While the market-related motives such as proximity to markets or customers clearly matter for companies choosing to invest in the UK, we cannot tell which market mattered (local, regional, national or international). Anecdotal evidence (e.g. the letter from Japanese authorities) [10] suggests that access to the European Single Market is an important feature for some companies, and empirical evidence from Bruno et al. (2016) suggests that there was a 28 per cent FDI premium from EU membership – i.e., more investments than what the underlying characteristics of the economy would imply. This evidence suggests that the prospect of losing unfettered access to the EU Single Market could considerably change the incentives for FDI to the UK.

How strong is the UK’s performance in attracting FDI compared to other European countries?

The UK is one of the largest recipients of inward investment in the world, and between 2003 and 2014 received more greenfield investment projects than any other EU Member State (see Table 4). One in five of all projects to the EU28 was destined to the UK. 2015 saw an exceptional performance of the UK vis-à-vis its European counterparts, attracting nearly a quarter of all EU28’s projects. The UK’s performance in 2016 and 2017, however, was not as strong: both the number of projects and the value of investment fell. In 2017, the UK lost the top position as FDI destination in the EU to Germany, with France also gaining ground.

Table 4: Inward FDI to the EU28: top ten destinations by number of investment projects announced

Figure 1 shows the full-time series, plotting the number of inward FDI projects to the UK on the left axis and the UK’s share of EU28 FDI projects on the right axis. At the beginning of 2015, inward investment to the UK peaked – breaking the ‘barrier’ of 100 projects announcements in the first three months of 2015 – and has been falling since. The UK share of EU28 projects fell from some 25 per cent in early 2015 to some 18 per cent in late 2017.

Figure 1: Inward FDI to the UK: number of projects and UK market share of EU28 projects

The impact of the Brexit vote on inward foreign investment to the UK

We have seen so far that the UK’s performance as a destination for investment remains strong, although its share of the European market has declined in recent years. In this section, we investigate whether this decline might be attributed to the Brexit vote.

As stated in the introduction, we believe that there are (at least) two channels through which investors may have already reacted to the UK’s decision to leave the EU.

First, there is a significant degree of uncertainty – political and economic – regarding the nature of the future relationship between the UK and the EU: how will this new relationship will impact on the national economy, on the cost of trade, on the ease of managing and coordinating cross-border operations, on future migration policy, and many more? This means that some multinational firms, potentially interested in investing in the UK, may be temporarily holding off, awaiting clarity on some of these aspects, and possibly still planning to make an investment at a later stage.

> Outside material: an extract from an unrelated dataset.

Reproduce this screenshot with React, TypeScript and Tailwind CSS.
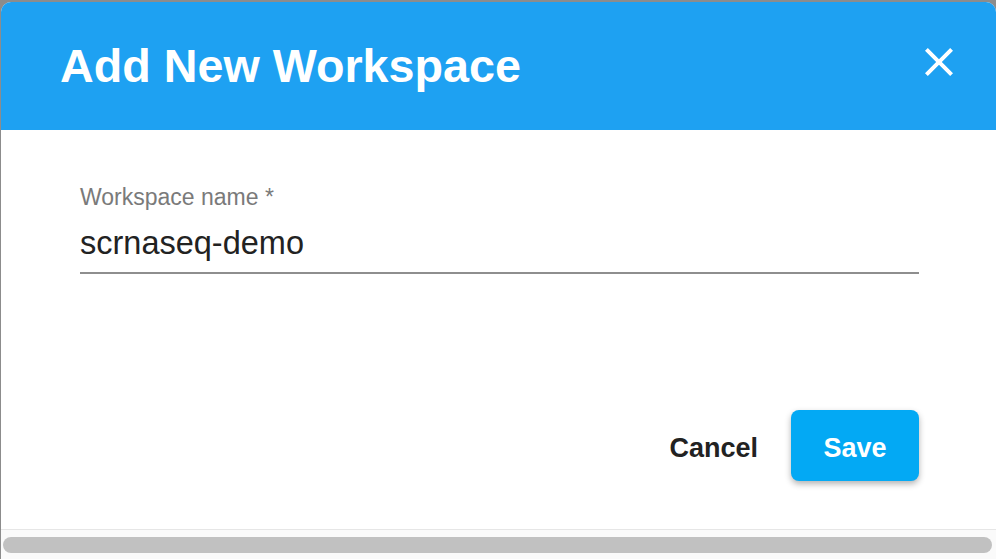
import { useState } from "react";

function CloseIcon() {
  return (
    <svg viewBox="0 0 24 24" className="h-12 w-12 fill-white">
      <path d="M19 6.41 17.59 5 12 10.59 6.41 5 5 6.41 10.59 12 5 17.59 6.41 19 12 13.41 17.59 19 19 17.59 13.41 12z" />
    </svg>
  );
}

export default function App() {
  const [name, setName] = useState("scrnaseq-demo");

  return (
    <div
      className="h-[559px] w-[996px] overflow-hidden bg-[#8c8c8c] pl-[1px] pt-[2px]"
      style={{ fontFamily: '"Liberation Sans", Arial, sans-serif' }}
    >
      <div className="flex h-[557px] w-[995px] flex-col overflow-hidden rounded-t-[10px] bg-white">
        {/* header */}
        <div className="flex h-[128px] shrink-0 items-center justify-between bg-[#1ea1f2] pl-[59px] pr-[33px]">
          <h2 className="mt-[1px] text-[46.7px] font-bold leading-none text-white">Add New Workspace</h2>
          <button className="-mt-[8px] flex h-12 w-12 items-center justify-center">
            <CloseIcon />
          </button>
        </div>

        {/* body */}
        <div className="flex flex-1 flex-col pl-[79px] pr-[77px]">
          <label className="mt-[53px] block text-[23px] leading-[28px] text-[#7a7a7a]">Workspace name *</label>
          <div className="mt-[12px] border-b-2 border-[#8e8e8e] pb-[9px]">
            <input
              value={name}
              onChange={(e) => setName(e.target.value)}
              className="block h-[40px] w-full bg-transparent text-[32.5px] leading-[40px] text-[#222] outline-none"
            />
          </div>

          <div className="mt-[136px] flex items-center justify-end gap-[33px]">
            <button className="pt-[6px] text-[27px] font-bold text-[#222]">Cancel</button>
            <button className="h-[71px] w-[128px] rounded-[8px] bg-[#03a9f4] pt-[6px] text-[27px] font-bold text-white shadow-[0_3px_6px_rgba(0,0,0,0.3)]">
              Save
            </button>
          </div>
        </div>

        {/* horizontal scrollbar */}
        <div className="h-[30px] shrink-0 border-t border-[#e6e6e6] bg-[#fafafa] px-[2px] pt-[7px]">
          <div className="h-[16px] w-[989px] rounded-full bg-[#c1c1c1]" />
        </div>
      </div>
    </div>
  );
}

However, not all foreign firms can afford the convenience of a ‘wait-and-see’ option. This leads to the second hypothesis: that the Brexit vote will cause (if it has not already) a permanent shift in inward FDI away from the UK. For example, if investment is urgent some firms may conclude that Brexit poses too significant a risk to their operations, leading them to choose a non-UK over a UK-base.

Empirically, it will be difficult to separate out a temporary adjustment from a permanent shift – for that, a longer longitudinal series beyond Brexit is needed. For this reason, we focus merely on quantifying the impact of the Brexit vote on foreign investment to the UK, avoiding speculation about what will happen once the UK leaves the EU.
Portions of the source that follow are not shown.